1.5 gallons of water
14 ounces of Kosher or sea salt
4 ounces of white sugar
5 ounces of brown sugar
4 teaspoons of pink salt (difficult to get in San Miguel and optional as it doesn’t do much to the taste but does add that nice corned beef color to the beef. This isn’t the expensive Himalayan pink salt so don’t waste your money on that).
1 tablespoon whole black peppercorns
2 tablespooons coriander
8 bay leaves
1 teaspoon juniper berries (available at Bonanza in San Miguel)
1 cinnamon stick
1/2 teaspoon cloves


2 pasilla peppers (seeds and stems removed, toasted on top of the stove, and torn apart into smaller pieces)
2 ancho peppers (same directions as the pasillas)

Heat 1/2 gallon of the water to almost boiling and add all of the ingredients. Stir until salt and sugar are dissolved. Cool to room temperature and add remaining gallon of cold water. Add meat and place in refrigerator for five days. You can use a tight roasting pan or pot or do like Don Day’s Wife does and have someone bring giant, sealable plastic bags down from north of the border.


The Chili

This chili is a little different than most. Unlike almost every other chili that you’ll ever taste it includes no chili powder. The chili taste was created almost exclusively by the ancho and pasilla peppers, a little dried cumin and dried, smoked Spanish paprika.


One 7 pound brined beef brisket
1/2 pound of smoked bacon
6 cups of chopped sweet onion
2 cups of chopped red bell peppers
2 finely chopped jalapeno peppers
4 tbsp very finely chopped garlic


4 cups of beef broth (we find that Campbell’s canned is as good as making our own for chili)
1 cup of red wine
4 tbsp brandy
the juice from one lime
2 28-oz cans of tomatoes
1 cinnamon stick
4 ancho chiles (toasted on top of the stove, cleaned of their stalks and seeds, soaked in warm water and ground in a food chopper)
4 pasilla chiles (same as the anchos)
4 bay leaves
4 tbsp ground cumin
2 tbsp dried oregano
3 tbsp honey
4 tbsp chopped fresh cilantro
2 tbsp smoked paprika


Cut the bacon into small pieces and fry until almost crisp (make sure you have breakfast first or your half pound of bacon may become a quarter pound).


Remove the bacon and add the brisket that has been cut into bite-sized pieces, using the bacon fat to brown it. Add some vegetable oil if necessary. This part of the process is the most time-consuming and is Don Day’s responsibility which is why I always begin with a full bottle of red wine, pour out one cup to be later added to the sauce and drink the rest while watching the never-ending browning process. Some good rock and roll on the iPad can also help speed up the task.


Remove the beef and use all of those wonderful meat juices and fat to brown the onions, red pepper, jalapeno pepper and garlic.
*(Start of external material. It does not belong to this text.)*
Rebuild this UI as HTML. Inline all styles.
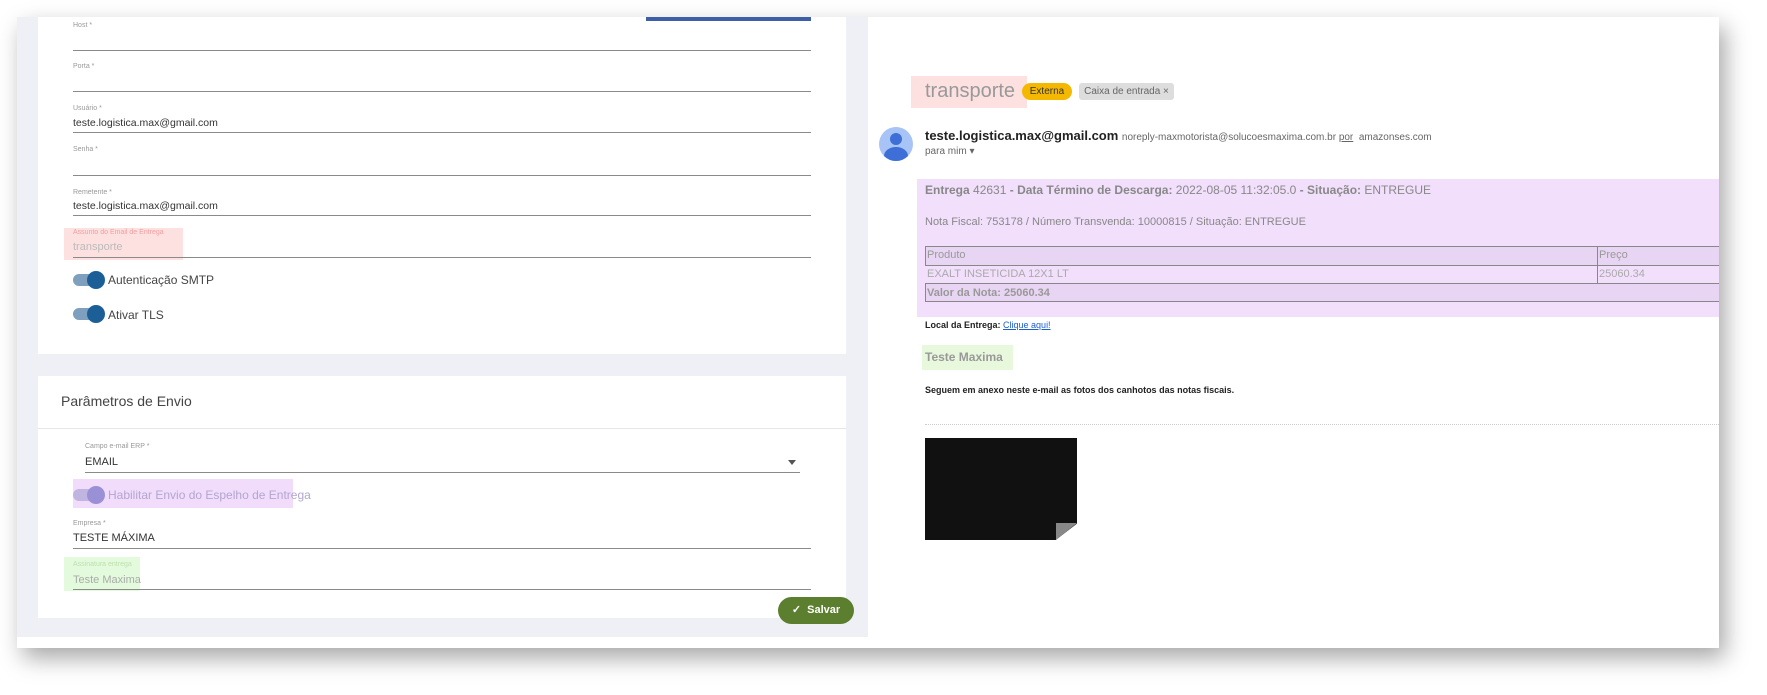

Return the brisket and the bacon to the pan including the juices that may have collected. Add the beef broth, wine, brandy, honey and tomatoes, cinnamon stick, bay leaves (Don Day’s Wife puts them into a little cage with foil wrap so we don’t lose them and end up choking somebody), the anchos, the pasillas, the cumin, oregano and paprika.

Place it in the oven for three to four hours at 275 degrees F. Or simmer it on top of the stove if you can control your gas burners better than we can. Remove the bay leaves and cinnamon stick and sprinkle the cilantro on top.

The Topping

Chopped cebollitas (green onions)
Cotija cheese (or any other cheese if you can’t get Cotija)

Sprinkle sparingly over the top.

The Accompaniments

Any red wine. Any white wine. Any beer. Or anything else that’s going to wash down this chili that I’m so proud that Don Day’s Wife created.